ÇELEBİ; Türklerde muhtelif sanat ve meslek
sâhiplerine sembol olmuş bir tâbir. Lehçe-i Osmâniye’de;
okuma bilen, okumuş, nâzik mânâları
verilmektedir. Asil, nâzik, soylu, zarif terbiyeli,
koca tâbiri olarak da kullanılmıştır. Daha önceleri
şehzâdelere ünvan olarak verilirdi. Mevlânâ
Celâleddîn-i Rûmî’nin evlâd ve ahfâdına da bu
ünvân verilmişti.
OsmanlIlarda pâdişâhların erkek çocuklarına
evvelce “bey”, sonra “çelebi” ünvanı verilmiş, daha
sonra erkek kız ayrılmadan “sultân” tâbiri müştereken
kullanılmıştır.
Çelebi, Türkçede kibâr, centilmen mânâsını
ifâde ediyordu. Tatarlarda ise kadınlar kocalarının
erkek kardeşlerine, kardeşlerinin erkek çocuklarına
hürmet ve tâzim ifâdesi olarak çelebi derlerdi.
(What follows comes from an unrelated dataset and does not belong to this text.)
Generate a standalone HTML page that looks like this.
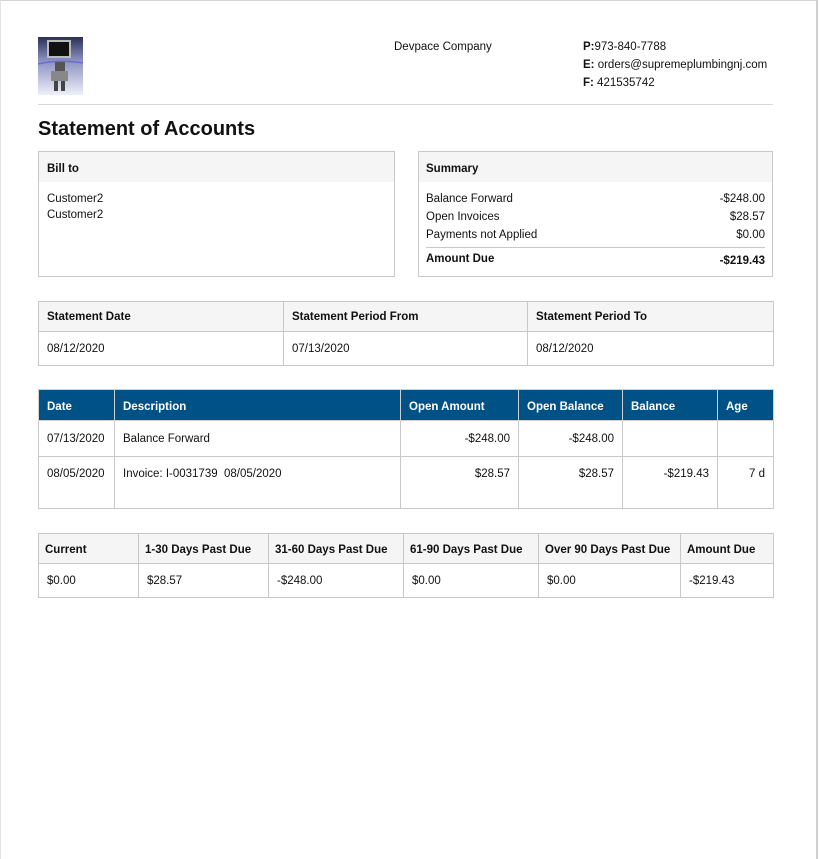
<!DOCTYPE html>
<html><head><meta charset="utf-8"><style>
*{margin:0;padding:0;box-sizing:border-box}
html,body{width:819px;height:859px;background:#fff;overflow:hidden}
body{font-family:"Liberation Sans",Arial,sans-serif;font-size:11.5px;color:#111;position:relative}
.frame{position:absolute;left:0;top:0;width:818px;height:859px;border-top:1px solid #d4d4d4;border-right:2px solid #cfcfcf;border-left:1px solid #e4e4e4}
.a{position:absolute;white-space:nowrap}
b{font-weight:bold}
.box{position:absolute;border:1px solid #c8c8c8}
.hd{position:absolute;left:0;right:0;top:0;height:30px;background:#f5f5f5}
table{position:absolute;border-collapse:collapse;table-layout:fixed}
td,th{border:1px solid #c8c8c8;padding:0 8px;text-align:left;white-space:nowrap;font-size:11.5px}
th{font-weight:bold;background:#f5f5f5}
.m th{background:#005186;color:#fff;border-color:#d0d0d0}
.r{text-align:right}
</style></head><body>
<div class="frame"></div>
<svg class="a" style="left:38px;top:37px" width="45" height="58" viewBox="0 0 45 58">
<defs><linearGradient id="g" x1="0" y1="0" x2="0" y2="1"><stop offset="0" stop-color="#2a2f55"/><stop offset="0.4" stop-color="#8a90c0"/><stop offset="1" stop-color="#eef0f8"/></linearGradient></defs>
<rect width="45" height="58" fill="url(#g)"/>
<rect x="9" y="3" width="24" height="18" fill="#bbb"/><rect x="11" y="5" width="20" height="14" fill="#111"/>
<path d="M0 27 Q22 22 45 26" stroke="#6a6ad0" stroke-width="1.5" fill="none"/>
<rect x="17" y="25" width="10" height="10" fill="#555"/><rect x="13" y="34" width="17" height="10" fill="#888"/>
<rect x="16" y="44" width="4" height="10" fill="#444"/><rect x="23" y="44" width="4" height="10" fill="#444"/>
</svg>
<div class="a" style="left:394px;top:41px">Devpace Company</div>
<div class="a" style="left:583px;top:41px"><b>P:</b>973-840-7788</div>
<div class="a" style="left:583px;top:59px"><b>E:</b> orders@supremeplumbingnj.com</div>
<div class="a" style="left:583px;top:77px"><b>F:</b> 421535742</div>
<div class="a" style="left:38px;top:104px;width:735px;height:1px;background:#d8d8d8"></div>
<div class="a" style="left:38px;top:118px;font-size:20px;font-weight:bold">Statement of Accounts</div>

<div class="box" style="left:38px;top:151px;width:357px;height:126px"><div class="hd"></div>
<div class="a" style="left:8px;top:11px"><b>Bill to</b></div>
<div class="a" style="left:8px;top:41px">Customer2</div>
<div class="a" style="left:8px;top:57px">Customer2</div></div>

<div class="box" style="left:418px;top:151px;width:355px;height:126px"><div class="hd"></div>
<div class="a" style="left:7px;top:11px"><b>Summary</b></div>
<div class="a" style="left:7px;top:41px">Balance Forward</div><div class="a" style="right:7px;top:41px">-$248.00</div>
<div class="a" style="left:7px;top:59px">Open Invoices</div><div class="a" style="right:7px;top:59px">$28.57</div>
<div class="a" style="left:7px;top:77px">Payments not Applied</div><div class="a" style="right:7px;top:77px">$0.00</div>
<div class="a" style="left:7px;right:7px;top:95px;height:1px;background:#c8c8c8"></div>
<div class="a" style="left:7px;top:101px"><b>Amount Due</b></div><div class="a" style="right:7px;top:103px"><b>-$219.43</b></div></div>

<table style="left:38px;top:301px;width:735px">
<colgroup><col style="width:245px"><col style="width:244px"><col style="width:246px"></colgroup>
<tr style="height:30px"><th>Statement Date</th><th>Statement Period From</th><th>Statement Period To</th></tr>
<tr style="height:34px"><td>08/12/2020</td><td>07/13/2020</td><td>08/12/2020</td></tr></table>

<table class="m" style="left:38px;top:389px;width:735px">
<colgroup><col style="width:76px"><col style="width:286px"><col style="width:118px"><col style="width:104px"><col style="width:95px"><col style="width:56px"></colgroup>
<tr style="height:31px"><th style="padding-top:3px">Date</th><th style="padding-top:3px">Description</th><th style="padding-top:3px">Open Amount</th><th style="padding-top:3px">Open Balance</th><th style="padding-top:3px">Balance</th><th style="padding-top:3px">Age</th></tr>
<tr style="height:36px"><td>07/13/2020</td><td>Balance Forward</td><td class="r">-$248.00</td><td class="r">-$248.00</td><td></td><td></td></tr>
<tr style="height:52px"><td style="vertical-align:top;padding-top:11px">08/05/2020</td><td style="vertical-align:top;padding-top:11px">Invoice: I-0031739&nbsp; 08/05/2020</td><td class="r" style="vertical-align:top;padding-top:11px">$28.57</td><td class="r" style="vertical-align:top;padding-top:11px">$28.57</td><td class="r" style="vertical-align:top;padding-top:11px">-$219.43</td><td class="r" style="vertical-align:top;padding-top:11px">7 d</td></tr></table>

<table style="left:38px;top:533px;width:735px">
<colgroup><col style="width:100px"><col style="width:130px"><col style="width:135px"><col style="width:135px"><col style="width:142px"><col style="width:93px"></colgroup>
<tr style="height:30px"><th style="padding-left:6px;padding-top:2px">Current</th><th style="padding-left:6px;padding-top:2px">1-30 Days Past Due</th><th style="padding-left:6px;padding-top:2px">31-60 Days Past Due</th><th style="padding-left:6px;padding-top:2px">61-90 Days Past Due</th><th style="padding-left:6px;padding-top:2px">Over 90 Days Past Due</th><th style="padding-left:6px;padding-top:2px">Amount Due</th></tr>
<tr style="height:34px"><td>$0.00</td><td>$28.57</td><td>-$248.00</td><td>$0.00</td><td>$0.00</td><td>-$219.43</td></tr></table>
</body></html>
Osmanlı yazı lisanında 17. asra kadar, hânedan
mensuplarının, yüksek dînî erkânın, meşhûr müelliflerin
lakab ve ünvânı olarak kullanılmıştır.
On sekizinci asır başına doğru çelebi kelimesi yerine
efendi tâbiri kullanılmaya başlanmıştır.